STATED GOAL: Return the listing below exactly, with the pictures dropped.

SUPPLIED DATA:
* Begin *

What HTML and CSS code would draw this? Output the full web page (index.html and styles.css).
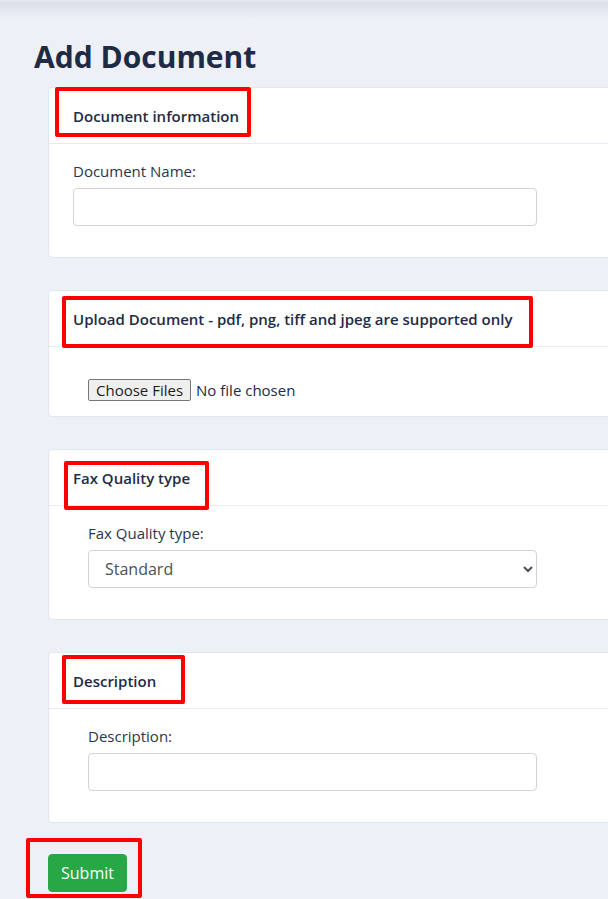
FILE: index.html
```html
<!DOCTYPE html>
<html lang="en">
<head>
<meta charset="utf-8">
<title>Add Document</title>
<link rel="stylesheet" href="styles.css">
</head>
<body>
<div class="page">
  <div class="topshade"></div>
  <main class="content">
    <h1 class="title">Add Document</h1>
    <div class="cards">
      <section class="card">
        <div class="card-header">Document information</div>
        <div class="card-body body-a">
          <label class="label" for="docname">Document Name:</label>
          <input class="control control-a" id="docname" type="text">
        </div>
      </section>
      <section class="card">
        <div class="card-header">Upload Document - pdf, png, tiff and jpeg are supported only</div>
        <div class="card-body body-file">
          <input class="file" type="file" multiple>
        </div>
      </section>
      <section class="card">
        <div class="card-header">Fax Quality type</div>
        <div class="card-body body-b">
          <label class="label" for="quality">Fax Quality type:</label>
          <select class="control control-b select" id="quality">
            <option>Standard</option>
            <option>Fine</option>
          </select>
        </div>
      </section>
      <section class="card">
        <div class="card-header">Description</div>
        <div class="card-body body-b">
          <label class="label" for="desc">Description:</label>
          <input class="control control-b" id="desc" type="text">
        </div>
      </section>
    </div>
    <button class="submit" type="button">Submit</button>
  </main>
  <div class="mark mark-1"></div>
  <div class="mark mark-2"></div>
  <div class="mark mark-3"></div>
  <div class="mark mark-4"></div>
  <div class="mark mark-5"></div>
</div>
</body>
</html>
```
FILE: styles.css
```css
html, body {
  margin: 0;
  padding: 0;
}
body {
  background: #edf0f7;
  font-family: "Open Sans", "Noto Sans", sans-serif;
  color: #212b45;
  overflow: hidden;
}
.page {
  position: relative;
  width: 608px;
  height: 899px;
  overflow: hidden;
}
.topshade {
  height: 20px;
  margin-bottom: -20px;
  background: linear-gradient(to bottom, #e6e9ef 0px, #dde0e8 3px, #e3e6ee 9px, #edf0f7 20px);
}
.content {
  padding: 39px 0 0 34px;
}
.title {
  margin: 0 0 12px 0;
  font-size: 30px;
  line-height: 36px;
  font-weight: 700;
  color: #1f2a44;
}
.cards {
  margin-left: 14px;
  width: 620px;
  display: flex;
  flex-direction: column;
  gap: 32px;
}
.card {
  background: #fff;
  border: 1px solid #e2e6ee;
  border-radius: 4px;
}
.card-header {
  padding: 17px 24px 16px 24px;
  line-height: 22px;
  font-size: 15px;
  font-weight: 600;
  color: #212b45;
  border-bottom: 1px solid #e8ebf2;
}
.card-body {
  display: flex;
  flex-direction: column;
  align-items: flex-start;
}
.body-a {
  padding: 16px 24px 31px 24px;
}
.body-b {
  padding: 16px 24px 31px 39px;
}
.body-file {
  padding: 32px 24px 15px 39px;
}
.label {
  font-size: 15px;
  line-height: 22px;
  color: #2a3550;
  margin-bottom: 6px;
}
.control {
  box-sizing: border-box;
  height: 38px;
  border: 1px solid #ced4da;
  border-radius: 4px;
  background: #fff;
  font-family: "Open Sans", "Noto Sans", sans-serif;
  font-size: 16px;
  color: #495057;
  padding: 6px 12px;
}
.control-a {
  width: 464px;
}
.control-b {
  width: 449px;
}
.select {
  padding-left: 12px;
}
.file {
  font-family: "Open Sans", "Noto Sans", sans-serif;
  font-size: 15px;
  color: #212b45;
}
.file::file-selector-button {
  font-family: "Open Sans", "Noto Sans", sans-serif;
  font-size: 15px;
  color: #1c1c1c;
  background: #efefef;
  border: 1px solid #767676;
  border-radius: 2px;
  padding: 0px 7px;
  margin-right: 5px;
}
.submit {
  margin: 31px 0 0 14px;
  height: 38px;
  padding: 6px 12px;
  background: #28a745;
  border: 1px solid #28a745;
  border-radius: 4px;
  color: #fff;
  font-family: "Open Sans", "Noto Sans", sans-serif;
  font-size: 16px;
  line-height: 24px;
}
.mark {
  position: absolute;
  box-sizing: border-box;
  border: 4px solid #ff0000;
  border-radius: 2px;
  pointer-events: none;
}
.mark-1 { left: 55px; top: 87px; width: 196px; height: 50px; }
.mark-2 { left: 62px; top: 296px; width: 471px; height: 52px; }
.mark-3 { left: 64px; top: 461px; width: 145px; height: 49px; }
.mark-4 { left: 62px; top: 655px; width: 123px; height: 49px; }
.mark-5 { left: 26px; top: 838px; width: 116px; height: 60px; }
```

* End *

SOLUTION:
What HTML and CSS code would draw this? Output the full web page (index.html and styles.css).
FILE: index.html
```html
<!DOCTYPE html>
<html lang="en">
<head>
<meta charset="utf-8">
<title>Add Document</title>
<link rel="stylesheet" href="styles.css">
</head>
<body>
<div class="page">
  <div class="topshade"></div>
  <main class="content">
    <h1 class="title">Add Document</h1>
    <div class="cards">
      <section class="card">
        <div class="card-header">Document information</div>
        <div class="card-body body-a">
          <label class="label" for="docname">Document Name:</label>
          <input class="control control-a" id="docname" type="text">
        </div>
      </section>
      <section class="card">
        <div class="card-header">Upload Document - pdf, png, tiff and jpeg are supported only</div>
        <div class="card-body body-file">
          <input class="file" type="file" multiple>
        </div>
      </section>
      <section class="card">
        <div class="card-header">Fax Quality type</div>
        <div class="card-body body-b">
          <label class="label" for="quality">Fax Quality type:</label>
          <select class="control control-b select" id="quality">
            <option>Standard</option>
            <option>Fine</option>
          </select>
        </div>
      </section>
      <section class="card">
        <div class="card-header">Description</div>
        <div class="card-body body-b">
          <label class="label" for="desc">Description:</label>
          <input class="control control-b" id="desc" type="text">
        </div>
      </section>
    </div>
    <button class="submit" type="button">Submit</button>
  </main>
  <div class="mark mark-1"></div>
  <div class="mark mark-2"></div>
  <div class="mark mark-3"></div>
  <div class="mark mark-4"></div>
  <div class="mark mark-5"></div>
</div>
</body>
</html>
```
FILE: styles.css
```css
html, body {
  margin: 0;
  padding: 0;
}
body {
  background: #edf0f7;
  font-family: "Open Sans", "Noto Sans", sans-serif;
  color: #212b45;
  overflow: hidden;
}
.page {
  position: relative;
  width: 608px;
  height: 899px;
  overflow: hidden;
}
.topshade {
  height: 20px;
  margin-bottom: -20px;
  background: linear-gradient(to bottom, #e6e9ef 0px, #dde0e8 3px, #e3e6ee 9px, #edf0f7 20px);
}
.content {
  padding: 39px 0 0 34px;
}
.title {
  margin: 0 0 12px 0;
  font-size: 30px;
  line-height: 36px;
  font-weight: 700;
  color: #1f2a44;
}
.cards {
  margin-left: 14px;
  width: 620px;
  display: flex;
  flex-direction: column;
  gap: 32px;
}
.card {
  background: #fff;
  border: 1px solid #e2e6ee;
  border-radius: 4px;
}
.card-header {
  padding: 17px 24px 16px 24px;
  line-height: 22px;
  font-size: 15px;
  font-weight: 600;
  color: #212b45;
  border-bottom: 1px solid #e8ebf2;
}
.card-body {
  display: flex;
  flex-direction: column;
  align-items: flex-start;
}
.body-a {
  padding: 16px 24px 31px 24px;
}
.body-b {
  padding: 16px 24px 31px 39px;
}
.body-file {
  padding: 32px 24px 15px 39px;
}
.label {
  font-size: 15px;
  line-height: 22px;
  color: #2a3550;
  margin-bottom: 6px;
}
.control {
  box-sizing: border-box;
  height: 38px;
  border: 1px solid #ced4da;
  border-radius: 4px;
  background: #fff;
  font-family: "Open Sans", "Noto Sans", sans-serif;
  font-size: 16px;
  color: #495057;
  padding: 6px 12px;
}
.control-a {
  width: 464px;
}
.control-b {
  width: 449px;
}
.select {
  padding-left: 12px;
}
.file {
  font-family: "Open Sans", "Noto Sans", sans-serif;
  font-size: 15px;
  color: #212b45;
}
.file::file-selector-button {
  font-family: "Open Sans", "Noto Sans", sans-serif;
  font-size: 15px;
  color: #1c1c1c;
  background: #efefef;
  border: 1px solid #767676;
  border-radius: 2px;
  padding: 0px 7px;
  margin-right: 5px;
}
.submit {
  margin: 31px 0 0 14px;
  height: 38px;
  padding: 6px 12px;
  background: #28a745;
  border: 1px solid #28a745;
  border-radius: 4px;
  color: #fff;
  font-family: "Open Sans", "Noto Sans", sans-serif;
  font-size: 16px;
  line-height: 24px;
}
.mark {
  position: absolute;
  box-sizing: border-box;
  border: 4px solid #ff0000;
  border-radius: 2px;
  pointer-events: none;
}
.mark-1 { left: 55px; top: 87px; width: 196px; height: 50px; }
.mark-2 { left: 62px; top: 296px; width: 471px; height: 52px; }
.mark-3 { left: 64px; top: 461px; width: 145px; height: 49px; }
.mark-4 { left: 62px; top: 655px; width: 123px; height: 49px; }
.mark-5 { left: 26px; top: 838px; width: 116px; height: 60px; }
```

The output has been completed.